In the code above, we have defined type hash_table_p as a pointer to an undefined structure, this pointer is usable by hash table routines as an opaque data that is given to the user, just to pass it back to the routines that handle the internals of the structure as externally unaccessible fields.

As pointer to types are not interchangeable, pointer references cannot be intermixed, making the pointers to struct hash_table to have always to be initialized with an authentic hash table reference (something that, if you are carefull, will always be warranted by the compiler) A pointer to a different type will never be compatible (except if you cast it) with a pointer to a different type.

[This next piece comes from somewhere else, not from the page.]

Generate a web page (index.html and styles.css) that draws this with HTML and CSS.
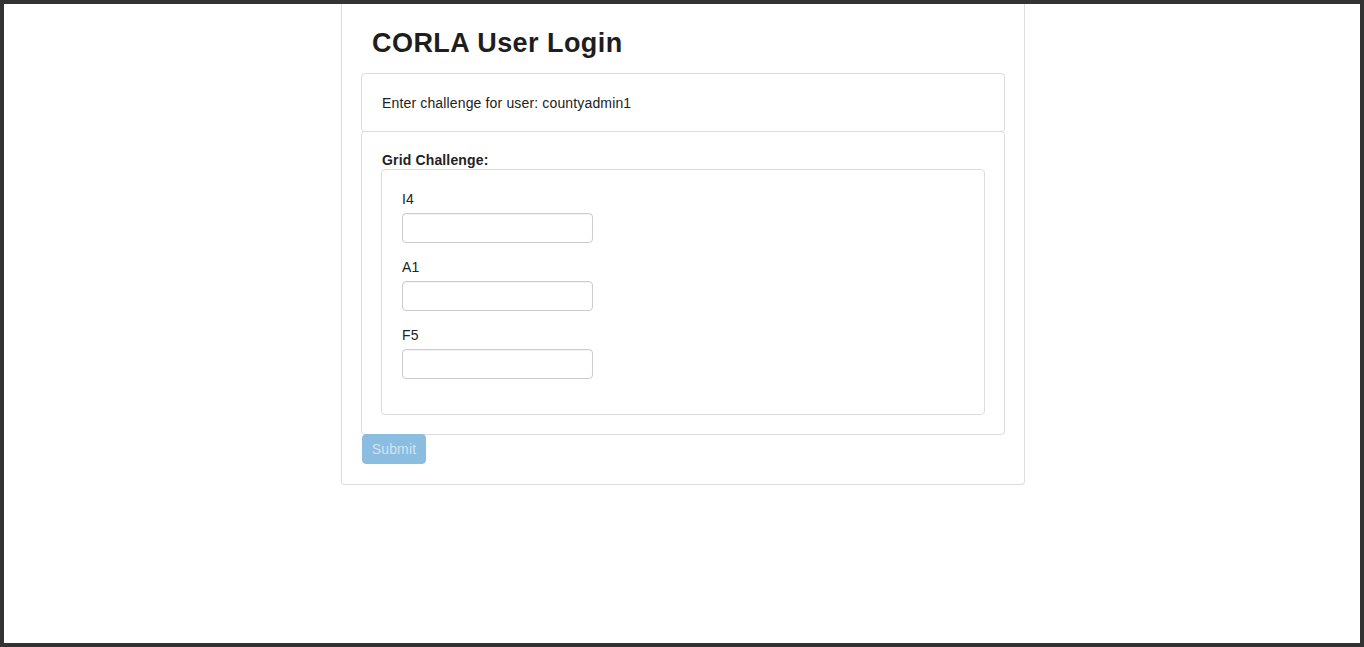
FILE: index.html
```html
<!DOCTYPE html>
<html>
<head>
<meta charset="utf-8">
<title>CORLA User Login</title>
<link rel="stylesheet" href="styles.css">
</head>
<body>
<div class="frame">
  <div class="login-panel">
    <h2 class="title">CORLA User Login</h2>
    <div class="card card-first">Enter challenge for user: countyadmin1</div>
    <div class="card card-grid">
      <div class="grid-label">Grid Challenge:</div>
      <div class="grid-box">
        <div class="form-group">
          <label class="field-label">I4</label>
          <input class="field-input" type="text">
        </div>
        <div class="form-group">
          <label class="field-label">A1</label>
          <input class="field-input" type="text">
        </div>
        <div class="form-group">
          <label class="field-label">F5</label>
          <input class="field-input" type="text">
        </div>
      </div>
    </div>
    <button class="submit-btn" type="button" disabled>Submit</button>
  </div>
</div>
</body>
</html>
```

FILE: styles.css
```css
html, body {
  margin: 0;
  padding: 0;
  background: #ffffff;
}

body {
  font-family: "Liberation Sans", Arial, sans-serif;
  font-size: 14px;
  line-height: 20px;
  letter-spacing: 0.15px;
  color: #222222;
}

.frame {
  box-sizing: border-box;
  width: 1364px;
  height: 647px;
  border: 4px solid #333333;
  background: #ffffff;
  overflow: hidden;
}

.login-panel {
  box-sizing: border-box;
  width: 684px;
  margin-left: 337px;
  border: 1px solid #dddddd;
  border-top: none;
  border-radius: 0 0 4px 4px;
  padding: 25px 19px 20px 19px;
}

.title {
  margin: 0 0 16px 0;
  padding-left: 11px;
  font-size: 27px;
  line-height: 28px;
  letter-spacing: 0.45px;
  font-weight: bold;
  color: #1e1e1e;
}

.card {
  border: 1px solid #dddddd;
  border-radius: 4px;
}

.card-first {
  padding: 19px 19px 18px 20px;
  line-height: 20px;
}

.card-grid {
  margin-top: -1px;
  padding: 18px 19px 19px 19px;
}

.grid-label {
  font-weight: bold;
  line-height: 20px;
  margin-bottom: -1px;
  padding-left: 1px;
}

.grid-box {
  border: 1px solid #dddddd;
  border-radius: 4px;
  padding: 19px 20px 21px 20px;
}

.form-group {
  display: flex;
  flex-direction: column;
  align-items: flex-start;
  margin-bottom: 14px;
}

.field-label {
  line-height: 20px;
  margin-bottom: 4px;
}

.field-input {
  box-sizing: border-box;
  width: 191px;
  height: 30px;
  border: 1px solid #cccccc;
  border-radius: 4px;
  background: #ffffff;
  padding: 4px 8px;
  font-family: inherit;
  font-size: 14px;
  box-shadow: inset 0 1px 1px rgba(0, 0, 0, 0.05);
}

.submit-btn {
  display: block;
  box-sizing: border-box;
  margin: -1px 0 0 1px;
  width: 64px;
  height: 30px;
  padding: 0;
  border: 1px solid #8abde0;
  border-radius: 4px;
  background: #8abde0;
  color: #cfe4f3;
  font-family: "Liberation Sans", Arial, sans-serif;
  font-size: 14px;
  line-height: 28px;
  letter-spacing: 0.15px;
  text-align: center;
}
```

The only exception is pointer to void which is compatible with any other type of pointer.

You can leave externally the declaration as such, and in the implementation code, provide a complete definition of struct hash_table. The compiler will allow you to declare as many pointers of the referenced type, but the internals of the data are hidden to external code. The struct hash_table structure is defined normally in a hash_tableP.h include file (which also includes the external one) and so C can emulate the DEFINITION MODULE and IMPLEMENTATION MODULE compilation units of Modula-2 language (or the package and package body of Ada)

Java interfaces, on other side, are sets of method declarations that allow object oriented classes to implement that, so called, interface, and so be treated as objects of a class that implements all those methods. This somehow defines a class like object, but without deriving it from another class.

C cannot associate a set of procedure declarations into a type, to make only instances implementing those procedures to be considered belonging to a single type (if a type can be compared to a class) so there’s no similar figure in C to the Java interface model.